Begin Extracted entries

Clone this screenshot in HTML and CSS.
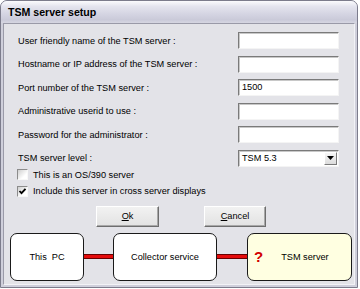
FILE: index.html
```html
<!DOCTYPE html>
<html>
<head>
<meta charset="utf-8">
<link rel="stylesheet" href="styles.css">
</head>
<body>
<div class="window">
  <div class="titlebar">TSM server setup</div>
  <div class="client">
    <div class="form">
      <div class="row"><span class="label">User friendly name of the TSM server :</span><span class="field"></span></div>
      <div class="row"><span class="label">Hostname or IP address of the TSM server :</span><span class="field"></span></div>
      <div class="row"><span class="label">Port number of the TSM server :</span><span class="field">1500</span></div>
      <div class="row"><span class="label">Administrative userid to use :</span><span class="field"></span></div>
      <div class="row"><span class="label">Password for the administrator :</span><span class="field"></span></div>
      <div class="row"><span class="label">TSM server level :</span>
        <span class="field combo"><span class="combo-text">TSM 5.3</span><span class="combo-btn"><svg width="7" height="4" viewBox="0 0 7 4"><path d="M0 0H7L3.5 4Z" fill="#000"/></svg></span></span>
      </div>
    </div>
    <div class="checks">
      <div class="check"><span class="box"></span><span>This is an OS/390 server</span></div>
      <div class="check"><span class="box"><svg width="9" height="9" viewBox="0 0 9 9"><path d="M1.5 4L3.5 6.2L7.5 1.8" fill="none" stroke="#000" stroke-width="1.8"/></svg></span><span>Include this server in cross server displays</span></div>
    </div>
    <div class="buttons">
      <div class="btn"><u>O</u>k</div>
      <div class="btn btn-cancel"><u>C</u>ancel</div>
    </div>
    <div class="chain">
      <div class="node node-pc">This&nbsp; PC</div>
      <div class="link"></div>
      <div class="node node-collector">Collector service</div>
      <div class="link link-2"></div>
      <div class="node node-server"><span class="q">?</span><span class="node-label">TSM server</span></div>
    </div>
  </div>
</div>
</body>
</html>
```

FILE: styles.css
```css
html, body {
  margin: 0;
  padding: 0;
  background: #ffffff;
}
body {
  font-family: "Liberation Sans", Arial, sans-serif;
  font-size: 9.2px;
  color: #000;
}
.window {
  box-sizing: border-box;
  width: 358px;
  height: 288px;
  border: 1px solid #7c7c8c;
  border-radius: 7px 7px 0 0;
  background: #cfcfdb;
  display: flex;
  flex-direction: column;
  padding: 0 2px 2px 2px;
}
.titlebar {
  height: 22px;
  margin: 0 -2px;
  padding-left: 7px;
  border-radius: 6px 6px 0 0;
  background: linear-gradient(#fbfbfd 0%, #e4e4ee 25%, #d4d4e2 60%, #cacad9 85%, #d6d6e2 100%);
  font-weight: bold;
  font-size: 10.6px;
  line-height: 23px;
}
.client {
  flex: 1;
  background: #e3e3e8;
  border: 1px solid #9a9aa8;
  border-right-color: #f2f2f6;
  border-bottom-color: #f2f2f6;
  display: flex;
  flex-direction: column;
}
.form {
  display: flex;
  flex-direction: column;
  gap: 6.5px;
  padding: 8px 15px 0 14px;
}
.row {
  display: flex;
  align-items: center;
  justify-content: space-between;
  height: 17px;
}
.label {
  white-space: nowrap;
}
.field {
  box-sizing: border-box;
  width: 101px;
  height: 17px;
  background: #ffffff;
  border: 1px solid;
  border-color: #7a7a7a #f4f4f4 #f4f4f4 #7a7a7a;
  box-shadow: inset 1px 1px 0 #c8c8c8;
  padding-left: 3px;
  line-height: 15px;
  display: flex;
  align-items: center;
}
.combo {
  justify-content: space-between;
  padding-right: 1px;
}
.combo-btn {
  width: 13px;
  height: 13px;
  box-sizing: border-box;
  background: linear-gradient(#f6f6f6, #dcdcdc);
  border: 1px solid;
  border-color: #ffffff #7a7a7a #7a7a7a #ffffff;
  display: flex;
  align-items: center;
  justify-content: center;
}
.checks {
  display: flex;
  flex-direction: column;
  padding-left: 13px;
  margin-top: 0;
}
.check {
  display: flex;
  align-items: center;
  gap: 5px;
  height: 16.5px;
}
.box {
  box-sizing: border-box;
  width: 11px;
  height: 11px;
  border: 1px solid;
  border-color: #8c8c8c #f8f8f8 #f8f8f8 #8c8c8c;
  background: linear-gradient(135deg, #cfcfcf, #ffffff 70%);
  display: flex;
  align-items: center;
  justify-content: center;
}
.buttons {
  display: flex;
  gap: 45px;
  padding-left: 92px;
  margin-top: 6px;
}
.btn {
  box-sizing: border-box;
  width: 63px;
  height: 21px;
  background: linear-gradient(#f2f2f2, #e2e2e2);
  border: 1px solid;
  border-color: #ffffff #6e6e6e #6e6e6e #ffffff;
  box-shadow: inset -1px -1px 0 #a8a8a8;
  display: flex;
  align-items: center;
  justify-content: center;
}
.btn-cancel {
  width: 62px;
}
.chain {
  display: flex;
  align-items: center;
  padding-left: 6px;
  margin-top: 6px;
}
.node {
  box-sizing: border-box;
  height: 48px;
  border: 1px solid #1a1a1a;
  border-radius: 7px;
  background: #ffffff;
  display: flex;
  align-items: center;
  justify-content: center;
}
.node-pc {
  width: 74px;
}
.node-collector {
  width: 104px;
}
.node-server {
  width: 105px;
  background: #ffffe1;
  justify-content: flex-start;
  padding-left: 6px;
  gap: 18px;
}
.q {
  color: #d20000;
  font-weight: bold;
  font-size: 15px;
}
.link {
  width: 29px;
  height: 3px;
  background: #e40c0c;
  border-top: 1px solid #6a0000;
  border-bottom: 1px solid #6a0000;
}
.link-2 {
  width: 30px;
}
```
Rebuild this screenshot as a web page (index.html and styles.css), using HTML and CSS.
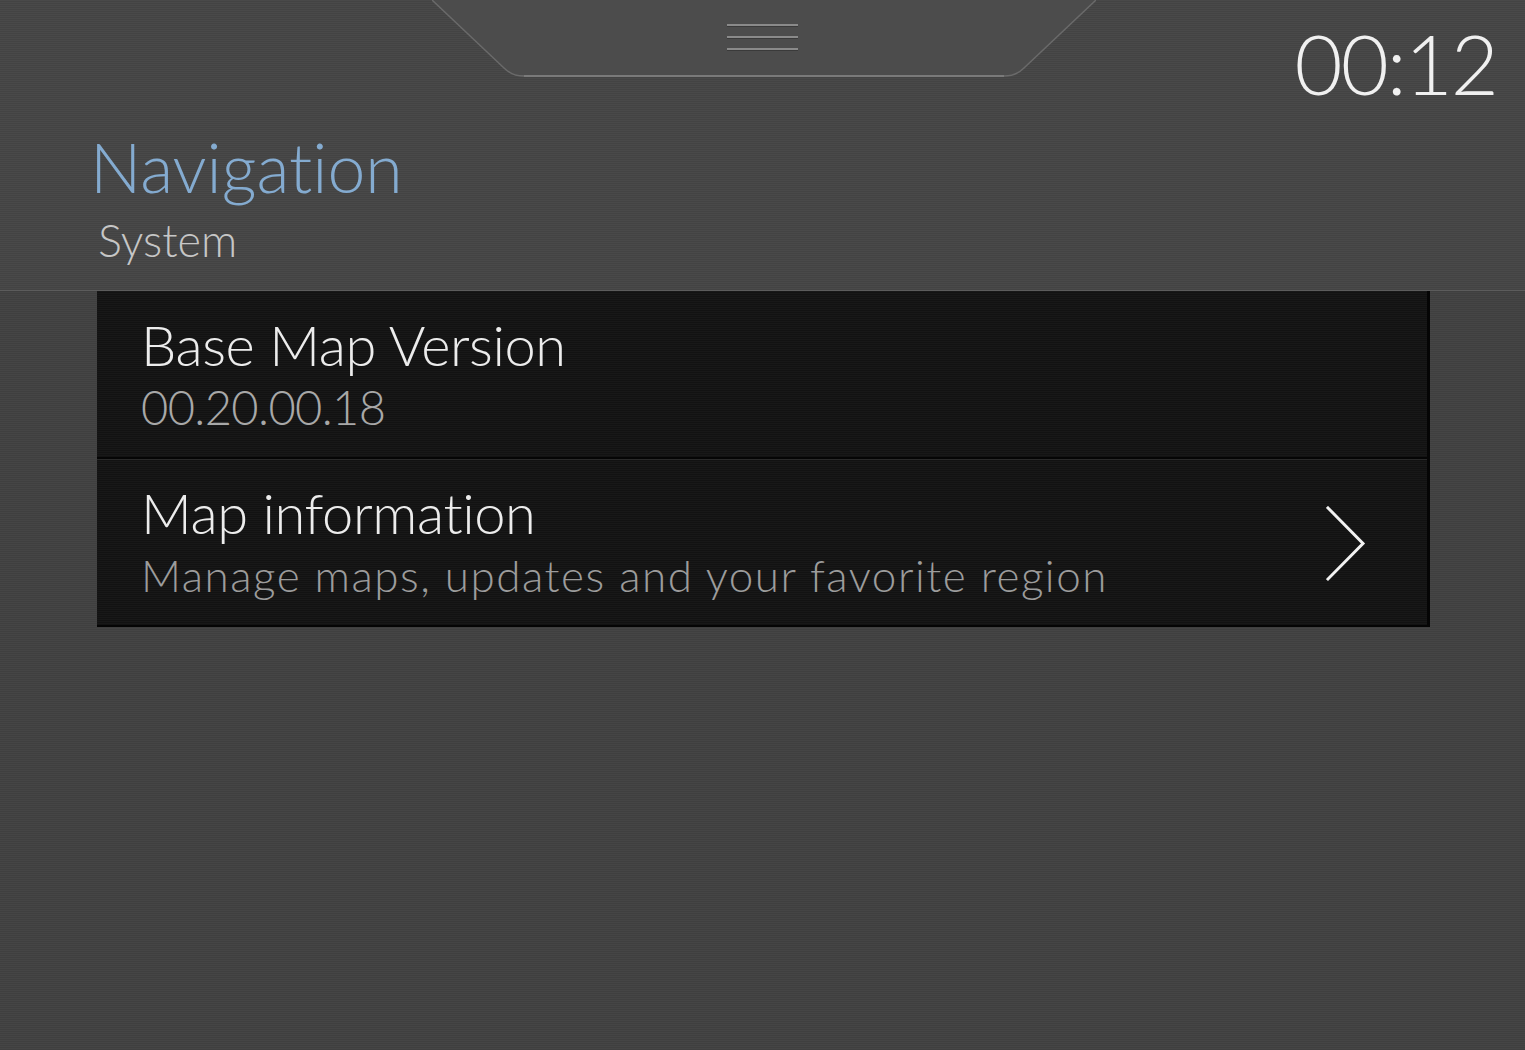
FILE: index.html
```html
<!DOCTYPE html>
<html lang="en">
<head>
<meta charset="utf-8">
<title>Navigation - System</title>
<link rel="stylesheet" href="styles.css">
</head>
<body>
<div class="screen">
  <header class="header">
    <div class="topbar">
      <div class="tab">
        <svg class="tab-shape" width="664" height="78" viewBox="0 0 664 78">
          <path d="M0 0 L72 68 Q80 76 92 76 L572 76 Q584 76 592 68 L664 0 Z" fill="#4c4c4c"/>
          <path d="M0 0 L72 68 Q80 76 92 76 L572 76 Q584 76 592 68 L664 0" fill="none" stroke="#6a6a6a" stroke-width="1.5"/>
          <path d="M92 76 L572 76" fill="none" stroke="#7a7a7a" stroke-width="2"/>
        </svg>
        <div class="handle">
          <span></span><span></span><span></span>
        </div>
      </div>
      <div class="clock">00:12</div>
    </div>
    <div class="titles">
      <h1 class="title">Navigation</h1>
      <div class="subtitle">System</div>
    </div>
  </header>
  <main class="content">
    <ul class="list">
      <li class="row">
        <div class="row-text">
          <div class="row-title">Base Map Version</div>
          <div class="row-sub version">00.20.00.18</div>
        </div>
      </li>
      <li class="row">
        <div class="row-text">
          <div class="row-title">Map information</div>
          <div class="row-sub desc">Manage maps, updates and your favorite region</div>
        </div>
        <svg class="chevron" width="40" height="76" viewBox="0 0 40 76">
          <path d="M2 2 L37 37.5 L2 73" fill="none" stroke="#f2f2f2" stroke-width="3" stroke-linecap="square"/>
        </svg>
      </li>
    </ul>
  </main>
</div>
</body>
</html>
```

FILE: styles.css
```css
* { box-sizing: border-box; }
html, body { margin: 0; padding: 0; }
body {
  width: 1525px;
  height: 1050px;
  overflow: hidden;
  font-family: "Lato", "Open Sans", "Liberation Sans", sans-serif;
  font-weight: 300;
  font-variant-ligatures: none;
  background-color: #424242;
  background-image: repeating-linear-gradient(to bottom, #454545 0px, #454545 1px, #3f3f3f 1px, #3f3f3f 2px);
}
.screen {
  width: 1525px;
  height: 1050px;
  display: flex;
  flex-direction: column;
}
.header {
  height: 291px;
  border-bottom: 1px solid #5c5c5c;
  background-image: repeating-linear-gradient(to bottom, #494949 0px, #494949 1px, #434343 1px, #434343 2px);
  display: flex;
  flex-direction: column;
}
.topbar {
  display: flex;
  align-items: flex-start;
  height: 128px;
}
.tab {
  position: relative;
  margin-left: 432px;
  width: 664px;
  height: 78px;
}
.tab-shape { display: block; }
.handle {
  position: absolute;
  left: 295px;
  top: 24px;
  width: 71px;
  display: flex;
  flex-direction: column;
  gap: 10px;
}
.handle span {
  display: block;
  height: 2px;
  background: #8a8a8a;
  box-shadow: 0 1px 0 #3a3a3a;
}
.clock {
  margin-left: auto;
  margin-right: 28px;
  margin-top: 18px;
  font-size: 83px;
  line-height: 90px;
  color: #f0f0f0;
  letter-spacing: -2px;
}
.titles {
  padding-left: 90px;
  display: flex;
  flex-direction: column;
}
.title {
  margin: 0;
  font-weight: 300;
  font-size: 68px;
  line-height: 78px;
  color: #84abd0;
}
.subtitle {
  margin-top: 8px;
  font-size: 45px;
  line-height: 52px;
  color: #c6c6c6;
  padding-left: 8px;
}
.content {
  flex: 1;
  padding-left: 97px;
}
.list {
  list-style: none;
  margin: 0;
  padding: 0;
  width: 1333px;
  border-right: 3px solid #050505;
  border-bottom: 2px solid #050505;
}
.row {
  display: flex;
  align-items: center;
  height: 166px;
  padding-left: 44px;
  padding-right: 61px;
  background-color: #151515;
  background-image: repeating-linear-gradient(to bottom, #181818 0px, #181818 1px, #121212 1px, #121212 2px);
}
.row + .row {
  height: 168px;
  border-top: 2px solid #050505;
  box-shadow: inset 0 1px 0 #2a2a2a;
}
.row-text {
  flex: 1;
  display: flex;
  flex-direction: column;
}
.row-title {
  font-size: 56px;
  line-height: 66px;
  letter-spacing: -0.4px;
  color: #ececec;
}
.row-sub {
  font-size: 47px;
  line-height: 58px;
  letter-spacing: -0.6px;
  color: #a8a8a8;
}
.desc {
  font-size: 44px;
  letter-spacing: 1.5px;
  color: #9c9c9c;
}
.chevron { display: block; flex: none; margin-top: 4px; }
```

End Extracted entries

Look through the entries and work out how many lines have the word "screenshot" in them; reply with that number only.

2